This Engineering Report (ER) captures the essence and best practice for data quality that were successfully established and applied in the Citizen Observatory Web (COWBWEB) project. It goes one step further to formalize and standardize the processes as OGC WPS processes to address data quality issues by using networks of "people as sensors" and by analyzing observations and measurements in real-time combination with authoritative models and datasets. The ER content can be summarized as follows:

  • Innovative use of crowdsourcing and citizen sensors to solve data quality control and assurance with prescribed seven standard WPS processes,

  • Formalize the processes to solve data quality issues using citizen sensors that harmonize the data and service interoperation across processes as Web services, and

  • Achieve compatible data quality assurance levels.

Technology Value

The relevance and importance of the ER to WPS 2.0 SWG are obvious in two aspects. On the one hand, the best practice and solutions described in the ER utilizes WPS 2.0 as a general framework and service implementation specification to achieve data quality control and assurance in dealing with networks of citizen sensors and their information offers. Each data quality operation is implemented as WPS process.
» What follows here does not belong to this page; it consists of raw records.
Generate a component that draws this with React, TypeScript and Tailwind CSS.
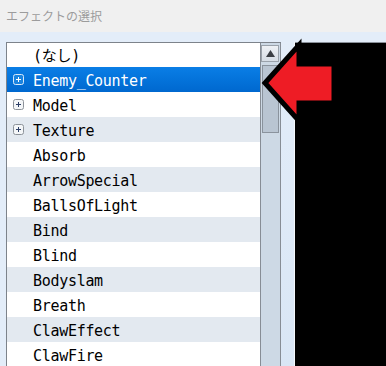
import React from "react";

const effects = [
  { name: "(なし)", expand: false },
  { name: "Enemy_Counter", expand: true },
  { name: "Model", expand: true },
  { name: "Texture", expand: true },
  { name: "Absorb", expand: false },
  { name: "ArrowSpecial", expand: false },
  { name: "BallsOfLight", expand: false },
  { name: "Bind", expand: false },
  { name: "Blind", expand: false },
  { name: "Bodyslam", expand: false },
  { name: "Breath", expand: false },
  { name: "ClawEffect", expand: false },
  { name: "ClawFire", expand: false },
];

function PlusBox({ selected }: { selected: boolean }) {
  return (
    <svg width="11" height="11" viewBox="0 0 11 11" className="shrink-0">
      <rect
        x="0.5"
        y="0.5"
        width="10"
        height="10"
        rx="2"
        fill={selected ? "#1a84e0" : "#f4f6f8"}
        stroke={selected ? "#d8e8f8" : "#8d939a"}
      />
      <path d="M3 5.5h5M5.5 3v5" stroke={selected ? "#ffffff" : "#2c3e66"} strokeWidth="1" />
    </svg>
  );
}

export default function App() {
  const selected = 1;

  return (
    <div className="relative w-[386px] h-[366px] overflow-hidden bg-[#e3edf9] font-['Noto_Sans_CJK_JP',sans-serif]">
      {/* Title */}
      <div className="h-[32px] bg-[#f0f0f0] flex items-center pl-[6px] text-[12px] text-[#9c9c9c]">
        エフェクトの選択
      </div>

      <div className="flex pt-[10px] pl-[6px]">
        {/* List */}
        <div className="flex border-t border-l border-[#7d838b] bg-white">
          <div className="w-[253px] flex flex-col font-['DejaVu_Sans_Mono','Noto_Sans_CJK_JP',monospace] text-[15px] tracking-[-0.3px]">
            {effects.map((e, i) => {
              const isSel = i === selected;
              return (
                <div
                  key={e.name}
                  className={
                    "flex items-center shrink-0 " +
                    (i === 0 ? "h-[24px] " : "h-[25px] ") +
                    (isSel
                      ? "bg-gradient-to-b from-[#0a7ee6] to-[#0068cf] text-white"
                      : i % 2 === 1
                      ? "bg-[#e3e9f0] text-black"
                      : "bg-white text-black")
                  }
                >
                  <div className="w-[26px] pl-[6px] flex items-center">
                    {e.expand && <PlusBox selected={isSel} />}
                  </div>
                  <span className="leading-none pt-[3px]">{e.name}</span>
                </div>
              );
            })}
          </div>

          {/* Scrollbar */}
          <div className="w-[21px] border-l border-r border-[#878d95] bg-[#cdd9e5] flex flex-col items-start">
            <div className="mt-[2px] w-[18px] h-[17px] border border-[#9aa2ab] bg-gradient-to-b from-[#eef1f5] to-[#d6dde5] flex items-center justify-center">
              <svg width="9" height="7" viewBox="0 0 9 7">
                <path d="M4.5 0L9 7H0z" fill="#3b3f45" />
              </svg>
            </div>
            <div className="mt-[3px] ml-[1px] w-[17px] h-[68px] border border-[#8a939d] bg-[#b9c5d2]" />
          </div>
        </div>

        {/* Side strip */}
        <div className="w-[14px] bg-gradient-to-b from-[#e3edf9] to-[#d9e6f5] border-r border-[#f4f8fc]" />

        {/* Preview */}
        <div className="flex-1 h-[330px] bg-black border-t border-[#8a9099]" />
      </div>

      {/* Pointer arrow */}
      <svg
        className="absolute left-0 top-0 pointer-events-none"
        width="386"
        height="366"
        viewBox="0 0 386 366"
      >
        <polygon
          points="265,83 299,45 299,64 334,64 334,103 299,103 299,121"
          fill="#ee1c25"
          stroke="#000"
          strokeWidth="5"
          strokeLinejoin="miter"
        />
      </svg>
    </div>
  );
}
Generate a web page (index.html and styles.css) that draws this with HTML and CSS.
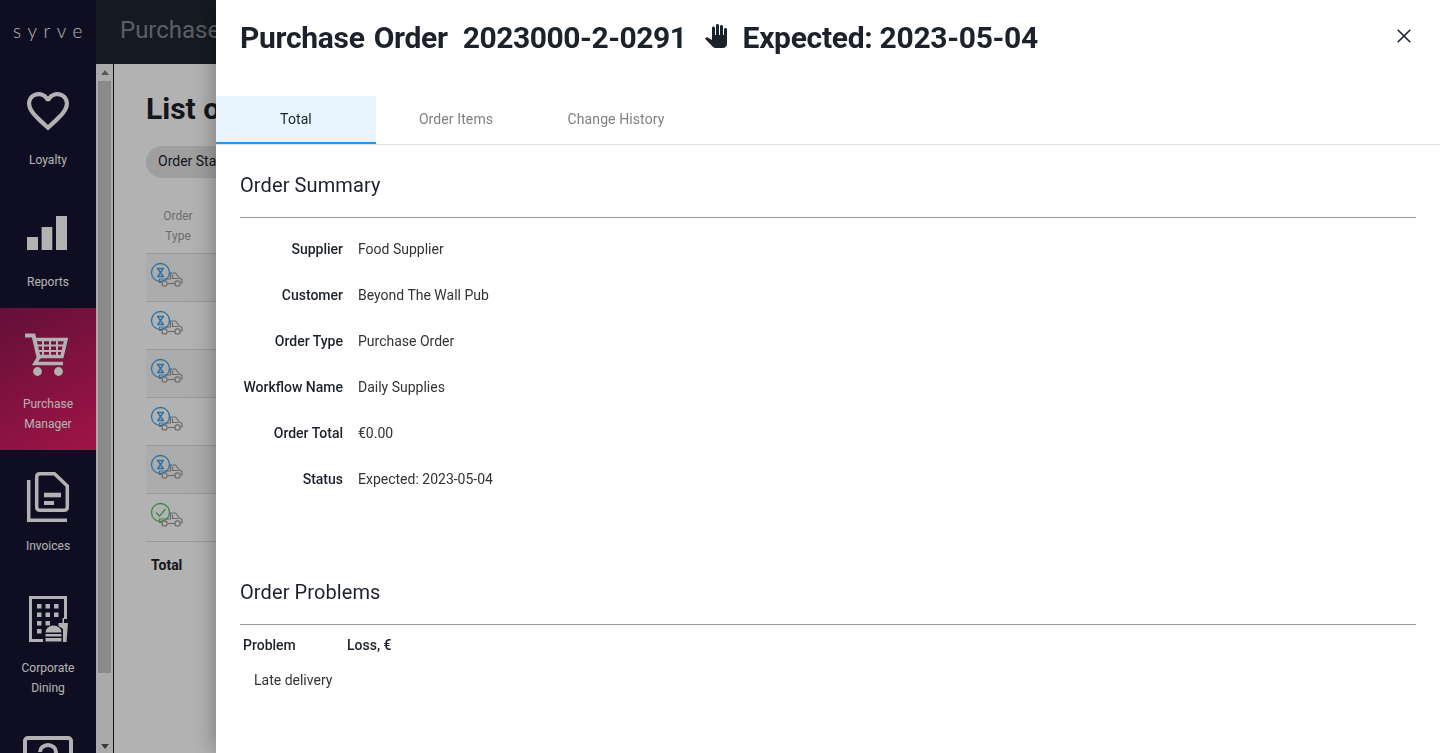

The adoption of WPS not only benefits high level interoperation among services, but also prompts the applications of WPS in citizen sensor network applications. On the other hand, the formalization and standardization of seven processes identified in the COBWEB project lead to the development of a WPS profile with ISO Data Quality standards that are applicable for citizen sensor data quality control and assurance. Seven processes are to be specified as WPS process. The seven WPS processes are: (1) LBS-Positioning, (2) Cleaning, (3) Automatic Validation, (4) Authoritative Data Comparison, (5) Model-Based Validation, (6) Linked Data Analysis, and (7) Semantic Harmonization.

How does this ER relate to the work of the Working Group

This ER demonstrates a use case for web-based processing using the WPS 2.0 interface standard. Also, a basis for a data quality WPS profile is described. The goal of the hierarchical profiling approach specified in the WPS 2.0 standard is to foster interoperability among different WPS clients and servers. A data quality profile could serve as proof of concept of the WPS 2.0 profiling approach and could be used to incorporate data quality checks in (automated) geoprocessing workflows.

Keywords

ogcdocs, testbed-12, WPS, Web services, ISO 19139, ISO 19115, Workflow

Proposed OGC Working Group for Review and Approval

The ER will be submitted to WPS 2.0 SWG for review. The ultimate goal is to develop and promote it as a WPS profile with the approval of WPS 2.0 SWG.

1. Introduction

1.1. Scope

This report captures the best practice of using WPS processes as the interoperation framework to support data quality assurance and control using networks of "people as sensors". Seven processes for data quality control shall be formalized and specified as WPS processes. The interoperation among processes as well as between citizen sensors shall be enabled at levels of data and services.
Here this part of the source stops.